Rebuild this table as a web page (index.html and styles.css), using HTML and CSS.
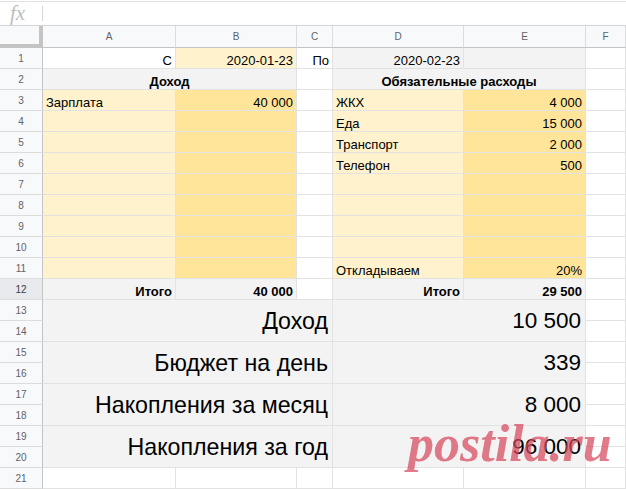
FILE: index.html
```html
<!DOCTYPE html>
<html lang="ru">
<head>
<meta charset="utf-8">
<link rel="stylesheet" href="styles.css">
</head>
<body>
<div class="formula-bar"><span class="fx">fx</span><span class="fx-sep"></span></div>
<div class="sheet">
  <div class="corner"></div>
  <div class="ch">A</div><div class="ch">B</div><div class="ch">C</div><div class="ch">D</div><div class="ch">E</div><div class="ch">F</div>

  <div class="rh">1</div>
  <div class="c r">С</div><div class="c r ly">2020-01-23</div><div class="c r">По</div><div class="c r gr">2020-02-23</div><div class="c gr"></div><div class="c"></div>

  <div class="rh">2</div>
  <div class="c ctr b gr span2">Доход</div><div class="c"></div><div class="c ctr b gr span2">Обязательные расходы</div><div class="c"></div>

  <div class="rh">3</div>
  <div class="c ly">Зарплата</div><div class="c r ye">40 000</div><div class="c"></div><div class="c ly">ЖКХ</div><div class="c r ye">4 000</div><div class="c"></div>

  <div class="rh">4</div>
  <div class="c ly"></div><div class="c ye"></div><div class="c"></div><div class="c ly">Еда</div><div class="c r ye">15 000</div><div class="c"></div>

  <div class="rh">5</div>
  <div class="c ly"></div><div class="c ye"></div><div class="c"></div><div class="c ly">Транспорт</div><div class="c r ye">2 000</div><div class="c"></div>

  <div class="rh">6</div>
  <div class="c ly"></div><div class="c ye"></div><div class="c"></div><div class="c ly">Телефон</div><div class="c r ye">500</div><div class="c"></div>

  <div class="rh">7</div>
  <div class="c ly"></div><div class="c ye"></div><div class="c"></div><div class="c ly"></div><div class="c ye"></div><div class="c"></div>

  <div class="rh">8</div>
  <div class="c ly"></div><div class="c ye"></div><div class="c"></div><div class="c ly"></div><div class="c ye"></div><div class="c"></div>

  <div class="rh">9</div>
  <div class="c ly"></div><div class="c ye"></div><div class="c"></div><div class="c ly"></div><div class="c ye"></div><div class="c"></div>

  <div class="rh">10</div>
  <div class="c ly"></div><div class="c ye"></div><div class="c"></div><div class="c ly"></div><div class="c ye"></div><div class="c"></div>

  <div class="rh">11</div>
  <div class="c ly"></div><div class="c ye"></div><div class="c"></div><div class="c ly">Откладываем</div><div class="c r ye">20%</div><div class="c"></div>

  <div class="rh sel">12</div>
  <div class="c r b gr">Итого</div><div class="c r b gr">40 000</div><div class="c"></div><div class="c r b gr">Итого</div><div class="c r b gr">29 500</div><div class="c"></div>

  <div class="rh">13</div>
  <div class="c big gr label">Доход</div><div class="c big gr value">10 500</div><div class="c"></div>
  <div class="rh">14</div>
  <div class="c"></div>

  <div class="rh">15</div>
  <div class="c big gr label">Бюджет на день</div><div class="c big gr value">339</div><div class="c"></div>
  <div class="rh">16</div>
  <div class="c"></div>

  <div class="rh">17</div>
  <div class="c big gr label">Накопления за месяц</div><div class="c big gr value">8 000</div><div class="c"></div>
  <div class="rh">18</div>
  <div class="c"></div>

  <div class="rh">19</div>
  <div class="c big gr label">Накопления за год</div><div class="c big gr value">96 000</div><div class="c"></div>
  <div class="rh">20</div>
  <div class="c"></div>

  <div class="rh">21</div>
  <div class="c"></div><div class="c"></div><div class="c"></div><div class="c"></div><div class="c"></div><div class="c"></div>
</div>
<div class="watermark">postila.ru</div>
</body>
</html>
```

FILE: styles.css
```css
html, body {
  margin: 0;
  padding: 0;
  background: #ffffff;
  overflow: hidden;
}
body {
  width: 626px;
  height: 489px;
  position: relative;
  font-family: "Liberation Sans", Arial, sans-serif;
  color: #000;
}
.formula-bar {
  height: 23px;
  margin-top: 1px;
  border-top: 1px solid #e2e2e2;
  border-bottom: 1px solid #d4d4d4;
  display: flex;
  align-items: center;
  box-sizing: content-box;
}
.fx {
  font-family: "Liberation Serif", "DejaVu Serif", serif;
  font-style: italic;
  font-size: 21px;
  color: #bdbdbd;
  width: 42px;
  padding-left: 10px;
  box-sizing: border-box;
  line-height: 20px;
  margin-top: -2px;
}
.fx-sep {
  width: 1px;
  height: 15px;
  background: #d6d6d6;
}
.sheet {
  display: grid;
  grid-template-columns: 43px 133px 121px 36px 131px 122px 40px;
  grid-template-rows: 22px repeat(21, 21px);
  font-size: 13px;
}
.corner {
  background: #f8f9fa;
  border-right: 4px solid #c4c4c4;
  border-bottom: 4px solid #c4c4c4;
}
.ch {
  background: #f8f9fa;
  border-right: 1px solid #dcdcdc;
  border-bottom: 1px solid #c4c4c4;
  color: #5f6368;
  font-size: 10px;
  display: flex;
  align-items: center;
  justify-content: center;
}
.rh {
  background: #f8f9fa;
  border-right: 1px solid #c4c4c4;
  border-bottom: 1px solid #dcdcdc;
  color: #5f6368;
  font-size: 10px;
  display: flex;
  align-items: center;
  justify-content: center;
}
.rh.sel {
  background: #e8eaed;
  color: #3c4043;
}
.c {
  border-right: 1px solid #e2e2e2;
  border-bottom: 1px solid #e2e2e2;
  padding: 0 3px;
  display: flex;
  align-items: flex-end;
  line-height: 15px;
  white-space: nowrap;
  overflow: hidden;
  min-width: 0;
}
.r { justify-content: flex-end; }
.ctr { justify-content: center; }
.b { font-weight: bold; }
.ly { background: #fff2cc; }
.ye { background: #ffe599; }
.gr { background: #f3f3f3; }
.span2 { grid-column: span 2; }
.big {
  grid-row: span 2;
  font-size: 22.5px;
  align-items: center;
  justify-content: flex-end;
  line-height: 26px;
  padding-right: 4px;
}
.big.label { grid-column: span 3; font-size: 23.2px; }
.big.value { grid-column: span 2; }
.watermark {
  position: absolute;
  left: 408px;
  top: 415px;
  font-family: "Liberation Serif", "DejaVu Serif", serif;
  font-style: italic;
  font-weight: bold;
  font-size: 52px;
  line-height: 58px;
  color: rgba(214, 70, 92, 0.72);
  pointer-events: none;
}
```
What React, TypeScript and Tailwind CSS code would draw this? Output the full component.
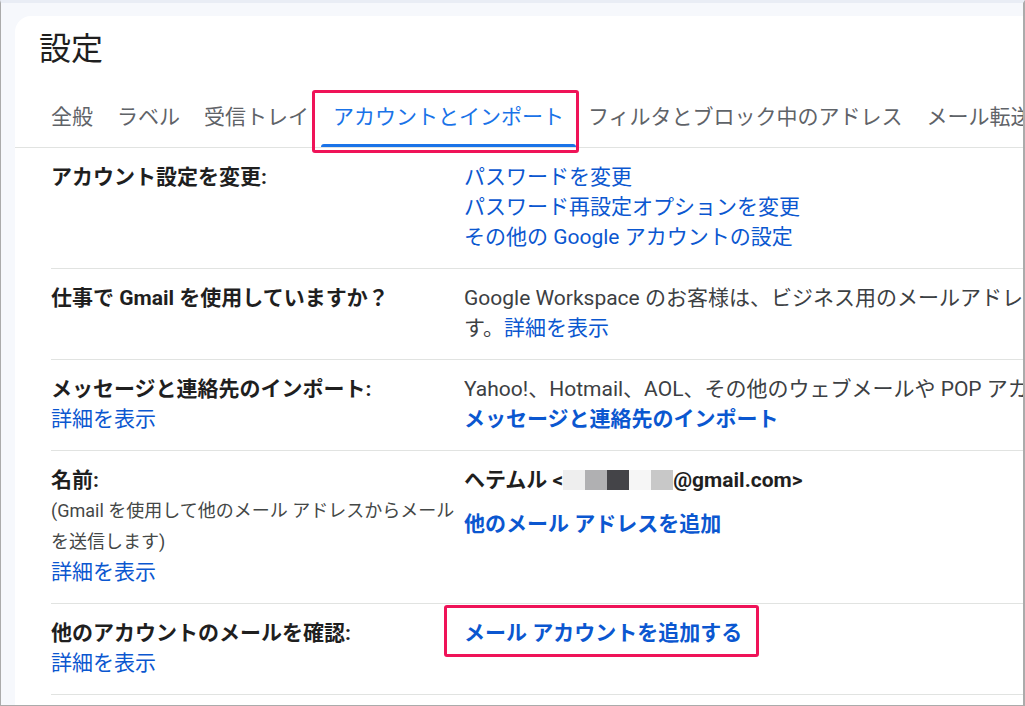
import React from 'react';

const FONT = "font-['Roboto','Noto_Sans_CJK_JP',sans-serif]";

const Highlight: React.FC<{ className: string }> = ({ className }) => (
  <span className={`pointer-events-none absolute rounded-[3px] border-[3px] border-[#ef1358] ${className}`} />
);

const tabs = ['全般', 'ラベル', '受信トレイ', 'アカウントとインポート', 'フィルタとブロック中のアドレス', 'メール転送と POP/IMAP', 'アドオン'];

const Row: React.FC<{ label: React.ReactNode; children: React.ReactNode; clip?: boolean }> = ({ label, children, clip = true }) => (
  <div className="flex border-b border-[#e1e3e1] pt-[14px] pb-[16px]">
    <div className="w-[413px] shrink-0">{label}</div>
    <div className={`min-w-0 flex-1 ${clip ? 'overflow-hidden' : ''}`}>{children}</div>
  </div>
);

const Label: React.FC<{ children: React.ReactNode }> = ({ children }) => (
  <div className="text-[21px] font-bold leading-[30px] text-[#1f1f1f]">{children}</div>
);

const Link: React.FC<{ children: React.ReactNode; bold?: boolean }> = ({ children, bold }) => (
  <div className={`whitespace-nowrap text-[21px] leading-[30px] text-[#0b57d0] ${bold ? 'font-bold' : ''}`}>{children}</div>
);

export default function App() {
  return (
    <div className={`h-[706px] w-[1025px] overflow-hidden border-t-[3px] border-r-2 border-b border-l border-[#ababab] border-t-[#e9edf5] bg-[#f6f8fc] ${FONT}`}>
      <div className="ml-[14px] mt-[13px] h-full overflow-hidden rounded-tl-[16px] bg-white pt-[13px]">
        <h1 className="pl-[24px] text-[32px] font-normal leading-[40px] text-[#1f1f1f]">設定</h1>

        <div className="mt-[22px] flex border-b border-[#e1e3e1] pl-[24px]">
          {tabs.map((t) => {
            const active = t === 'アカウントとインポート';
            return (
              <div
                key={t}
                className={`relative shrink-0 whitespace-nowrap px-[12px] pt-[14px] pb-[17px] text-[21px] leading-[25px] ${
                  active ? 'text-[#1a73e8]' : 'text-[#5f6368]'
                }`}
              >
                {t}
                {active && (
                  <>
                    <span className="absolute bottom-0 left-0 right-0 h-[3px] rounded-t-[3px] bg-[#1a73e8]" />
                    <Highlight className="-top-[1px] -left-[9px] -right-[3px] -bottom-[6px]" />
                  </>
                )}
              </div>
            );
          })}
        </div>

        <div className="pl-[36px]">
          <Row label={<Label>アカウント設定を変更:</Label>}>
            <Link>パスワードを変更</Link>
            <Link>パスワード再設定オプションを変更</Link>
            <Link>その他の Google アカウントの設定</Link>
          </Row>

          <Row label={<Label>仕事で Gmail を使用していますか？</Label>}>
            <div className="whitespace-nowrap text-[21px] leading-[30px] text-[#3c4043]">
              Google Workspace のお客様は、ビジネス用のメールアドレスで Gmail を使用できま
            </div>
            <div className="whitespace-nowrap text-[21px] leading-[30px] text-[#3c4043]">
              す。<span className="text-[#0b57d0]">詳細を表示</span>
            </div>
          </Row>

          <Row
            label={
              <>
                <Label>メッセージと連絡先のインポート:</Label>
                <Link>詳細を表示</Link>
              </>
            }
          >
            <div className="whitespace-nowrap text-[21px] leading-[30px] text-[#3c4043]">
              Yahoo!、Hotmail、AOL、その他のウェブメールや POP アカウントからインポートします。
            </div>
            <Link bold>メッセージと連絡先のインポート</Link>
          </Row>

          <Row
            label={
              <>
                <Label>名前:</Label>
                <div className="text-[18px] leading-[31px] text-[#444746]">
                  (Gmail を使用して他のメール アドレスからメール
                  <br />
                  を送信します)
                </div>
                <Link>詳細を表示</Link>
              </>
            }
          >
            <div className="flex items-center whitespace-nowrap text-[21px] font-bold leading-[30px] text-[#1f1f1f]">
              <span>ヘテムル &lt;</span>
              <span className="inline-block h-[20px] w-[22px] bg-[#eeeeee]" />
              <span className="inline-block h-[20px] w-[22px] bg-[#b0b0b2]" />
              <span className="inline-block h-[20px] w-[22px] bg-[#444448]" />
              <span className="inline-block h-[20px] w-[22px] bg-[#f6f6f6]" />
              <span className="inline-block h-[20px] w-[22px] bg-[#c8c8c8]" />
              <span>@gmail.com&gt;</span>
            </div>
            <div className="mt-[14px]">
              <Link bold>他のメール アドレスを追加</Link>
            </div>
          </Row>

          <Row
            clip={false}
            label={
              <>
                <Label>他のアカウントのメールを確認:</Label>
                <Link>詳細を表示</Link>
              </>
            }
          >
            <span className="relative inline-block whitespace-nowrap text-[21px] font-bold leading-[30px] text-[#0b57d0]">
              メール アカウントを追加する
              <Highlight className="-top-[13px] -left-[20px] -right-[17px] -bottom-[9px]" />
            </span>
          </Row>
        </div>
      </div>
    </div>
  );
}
---*---
Take every line from the data above that holds "this" and copy it out.

Rebuild this table as a web page (index.html and styles.css), using HTML and CSS.
What React, TypeScript and Tailwind CSS code would draw this? Output the full component.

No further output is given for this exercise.